The bullet went nowhere near the royal party, which carried on as if nothing had happened. A declassified police report said Lewis’ choice of building made it near impossible to get a clean shot at the Queen, who was only visible for about 8 seconds in total.
“The bullet’s trajectory was more likely to have passed high above the crowd than to have been fired at the road,” the report said.
Lewis, who at 17 already had a long criminal record, was arrested a week later in connection with an armed robbery, along with two accomplices, and quickly connected to a rifle recovered from the Adams Building.
“It is not intended to charge Lewis with anything more than unlawful possession/discharge of a firearm for this offense,” the police report said.
“The organization … is the concoction of a severely disturbed youth and has no members beyond the three apprehended for the robberies. Lewis … lives in a dream world and has been influenced by reading magazines such as “Gun Ho” which covers army equipment, tactics and guerrilla fighting.”
A later report, prepared by SIS in 1997 after a newspaper reported about an attempt on the queen’s life, concluded “Lewis did indeed originally intend to assassinate the Queen.”
“However, (he) did not have a suitable vantage point from which to fire, nor a sufficiently high-powered rifle for the range from the target.”
Even though police on the scene and several witnesses recognized the sound of Lewis’ gunshot as what it was, the official story quickly became something quite different.
“Most media representatives probably have the impression that the noise was caused by a firework of some description,” the police report said.
Other reporters were told the sound of the shot was caused by a council sign falling over, according to McNeilly.
This may have affected the decision by the authorities to downgrade Lewis’ charge from treason — which still bore the death penalty at the time — to a far less significant charge of unlawful possession and discharge of a firearm.
Even then, the police report expresses concern that when Lewis came before court for that offense, reporters might “make the connection between the date of the offense and the Queen’s visit.”
The official story began falling apart in the 1990s, as several people close to the investigation began talking to the media, and particularly with the publication of the book “Coverups and Copouts,” by retired police officer Tom Lewis, published in 1998.
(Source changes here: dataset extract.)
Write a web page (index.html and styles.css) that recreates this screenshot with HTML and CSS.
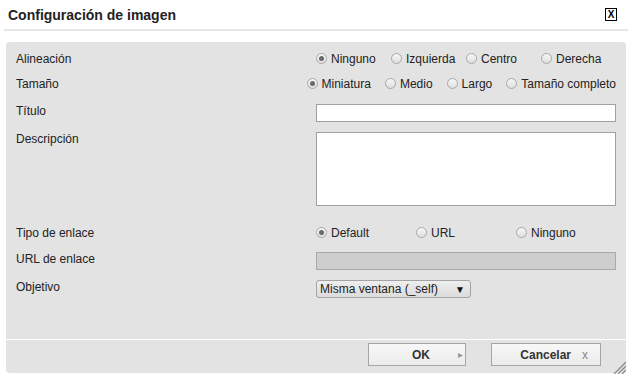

Media reports at the time, which refer to Lewis as an “anti-royalist,” said the attempt on the Queen’s life was hushed up for fear it would jeopardize future royal visits.
Following the assassination attempt, Lewis was sentenced to three years in prison on the firearms charges and bounced between a youth detention center and maximum security psychiatric hospitals.
After his release in 1985, according to McNeilly, he was arrested on charges of aggravated robbery, attempted aggravated robbery and burglary, and sentenced to a further eight years in prison.
The pattern repeated when he got out in 1992, and Lewis was quickly sent back to prison for the hold-up of a bank.
In 1995, now 31, Lewis was out on parole when another visit by the Queen was announced, this time to the New Zealand capital of Auckland.
“Lewis claims to be a reformed character,” a declassified report said. “Police however are skeptical, given the almost psychopathic nature of some of his past activities. They intend to keep in daily contact during the time of the Royal presence in Auckland.”
According to McNeilly, citing Lewis’ autobiography, the gunman was sent to Great Barrier Island, off the country’s north coast, at government expense.
“All in all I had a great holiday and wasn’t at all fazed to spend 10 days away from Auckland,” Lewis wrote. “Of course had I wanted to shoot someone … it would have been a simple task to just fly back to Auckland and do so.”
The following year, Lewis allegedly followed through on his previous threats of deadly violence. He was charged with killing Tanya Furlan, a mother of three living in Auckland, battering her to death in her home and abducting one of her children, who was later released unharmed.
He killed himself in his cell on September 23, 1997 while awaiting trial.